- **Objective**: Work out the number of lines in the listing that include the string "styles". Reply with that number alone.

** start of Stored data **

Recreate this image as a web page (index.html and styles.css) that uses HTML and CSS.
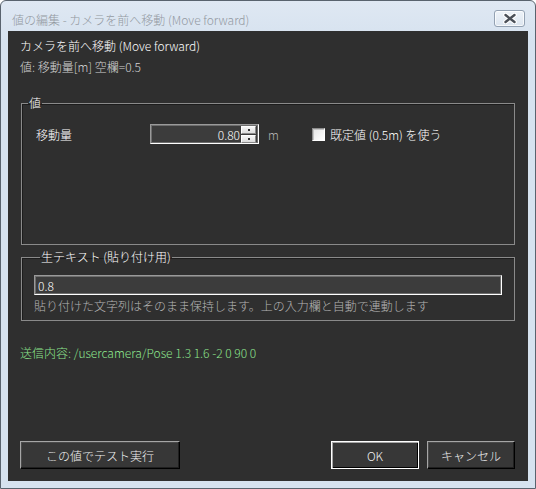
FILE: index.html
```html
<!DOCTYPE html>
<html lang="ja">
<head>
  <meta charset="UTF-8">
  <title>値の編集</title>
  <link rel="stylesheet" href="styles.css">
</head>
<body>
  <div class="window">
    <div class="titlebar">
      <span class="title">値の編集 - カメラを前へ移動 (Move forward)</span>
      <button class="close-btn" type="button" aria-label="閉じる">
        <svg width="16" height="11" viewBox="0 0 16 11">
          <path d="M3.5 2 L12.5 9 M12.5 2 L3.5 9" stroke="#ffffff" stroke-width="4.6" stroke-linecap="round"/>
          <path d="M3.5 2 L12.5 9 M12.5 2 L3.5 9" stroke="#4b5058" stroke-width="2.4" stroke-linecap="round"/>
        </svg>
      </button>
    </div>

    <div class="client">
      <div class="heading">カメラを前へ移動 (Move forward)</div>
      <div class="hint">値: 移動量[m] 空欄=0.5</div>

      <fieldset class="group group-value">
        <legend>値</legend>
        <div class="value-row">
          <label class="field-label">移動量</label>
          <div class="spin">
            <input class="spin-input" type="text" value="0.80">
            <div class="spin-buttons">
              <span class="spin-btn"></span>
              <span class="spin-btn"></span>
            </div>
          </div>
          <span class="unit">m</span>
          <label class="check">
            <span class="check-box"></span>
            既定値 (0.5m) を使う
          </label>
        </div>
      </fieldset>

      <fieldset class="group group-raw">
        <legend>生テキスト (貼り付け用)</legend>
        <input class="raw-input" type="text" value="0.8">
        <div class="raw-note">貼り付けた文字列はそのまま保持します。上の入力欄と自動で連動します</div>
      </fieldset>

      <div class="send-line">送信内容: /usercamera/Pose 1.3 1.6 -2 0 90 0</div>

      <div class="actions">
        <button class="btn btn-test" type="button">この値でテスト実行</button>
        <div class="actions-right">
          <button class="btn btn-default" type="button">OK</button>
          <button class="btn" type="button">キャンセル</button>
        </div>
      </div>
    </div>
  </div>
</body>
</html>
```

FILE: styles.css
```css
body {
  margin: 0;
  font-family: "Noto Sans CJK JP", "Noto Sans", sans-serif;
  font-size: 12px;
  font-weight: 300;
  background: #ffffff;
}

.window {
  width: 536px;
  height: 489px;
  box-sizing: border-box;
  border: 1px solid #59636e;
  border-radius: 6px 6px 0 0;
  background: linear-gradient(#dfe8f3, #d6e2ef 40px);
  padding: 0 7px 7px;
  display: flex;
  flex-direction: column;
}

/* title bar */
.titlebar {
  height: 30px;
  display: flex;
  align-items: flex-start;
  justify-content: space-between;
}

.title {
  margin: 11px 0 0 4px;
  line-height: 16px;
  color: #9399a1;
}

.close-btn {
  width: 31px;
  height: 17px;
  margin: 9px 3px 0 0;
  padding: 0;
  border: 1px solid #93a1b2;
  border-radius: 3px;
  background: linear-gradient(#eef3f9, #dce5ef);
  box-shadow: inset 0 0 0 1px rgba(255, 255, 255, 0.7);
  display: flex;
  align-items: center;
  justify-content: center;
}

/* client area */
.client {
  flex: 1;
  background: #2f2f2f;
  color: #ffffff;
  padding: 7px 13px 12px 12px;
  display: flex;
  flex-direction: column;
}

.heading {
  line-height: 16px;
}

.hint {
  margin-top: 5px;
  line-height: 16px;
  color: #d2d2d2;
}

.group {
  margin: 0 0 0 1px;
  padding: 0;
  border: 1px solid #8a8a8a;
  box-shadow: inset 1px 1px 0 #1c1c1c;
  box-sizing: border-box;
  min-width: 0;
}

.group legend {
  margin-left: 6px;
  padding: 0 1px;
  line-height: 16px;
  color: #ffffff;
}

.group-value {
  margin-top: 20px;
  height: 150px;
}

.value-row {
  margin-top: 13px;
  height: 20px;
  display: flex;
  align-items: center;
  padding-left: 14px;
}

.field-label {
  width: 114px;
}

/* numeric spin box */
.spin {
  width: 109px;
  height: 20px;
  box-sizing: border-box;
  border: 1px solid;
  border-color: #9a9a9a #ffffff #ffffff #9a9a9a;
  background: #3c3c3c;
  box-shadow: inset 0 0 0 1px #6e6e6e;
  display: flex;
  align-items: center;
}

.spin-input {
  flex: 1;
  min-width: 0;
  border: none;
  background: transparent;
  color: #ffffff;
  font: inherit;
  text-align: right;
  padding: 0 1px 0 0;
  outline: none;
}

.spin-buttons {
  width: 15px;
  margin-right: 2px;
  display: flex;
  flex-direction: column;
  gap: 1px;
}

.spin-btn {
  height: 6px;
  background: linear-gradient(#f6f6f6, #dcdcdc);
  border: 1px solid;
  border-color: #ffffff #8a8a8a #8a8a8a #ffffff;
  position: relative;
}

.spin-btn::after {
  content: "";
  position: absolute;
  left: 6px;
  top: 2px;
  width: 2px;
  height: 2px;
  background: #333333;
}

.unit {
  width: 44px;
  margin-left: 9px;
  color: #b4b4b4;
}

.check {
  display: flex;
  align-items: center;
  gap: 5px;
}

.check-box {
  width: 13px;
  height: 13px;
  box-sizing: border-box;
  border: 1px solid;
  border-color: #8c8c8c #ffffff #ffffff #8c8c8c;
  background: linear-gradient(135deg, #e4e4e4, #ffffff);
  box-shadow: inset 1px 1px 0 #c4c4c4;
}

/* raw text group */
.group-raw {
  margin-top: 4px;
  height: 72px;
  padding: 0 12px;
}

.raw-input {
  display: block;
  width: 100%;
  height: 20px;
  margin-top: 10px;
  box-sizing: border-box;
  border: 1px solid;
  border-color: #9a9a9a #ffffff #ffffff #9a9a9a;
  background: #3c3c3c;
  box-shadow: inset 0 0 0 1px #6e6e6e;
  color: #ffffff;
  font: inherit;
  padding: 0 3px;
  outline: none;
}

.raw-note {
  margin-top: 3px;
  line-height: 16px;
  color: #b4b4b4;
}

.send-line {
  margin-top: 24px;
  line-height: 16px;
  color: #8ee68e;
}

/* bottom buttons */
.actions {
  margin-top: auto;
  display: flex;
  justify-content: space-between;
}

.actions-right {
  display: flex;
  gap: 8px;
}

.btn {
  width: 88px;
  height: 28px;
  padding: 0;
  font: inherit;
  color: #f0f0f0;
  background: #373737;
  border: 1px solid;
  border-color: #a6a6a6 #000000 #000000 #a6a6a6;
  box-shadow: inset -1px -1px 0 #1f1f1f, inset 1px 1px 0 #4a4a4a;
}

.btn-test {
  width: 160px;
}

.btn-default {
  border-color: #ffffff;
  box-shadow: inset 1px 1px 0 #a6a6a6, inset -1px -1px 0 #000000;
}
```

** end of Stored data **

- **Final answer**: 3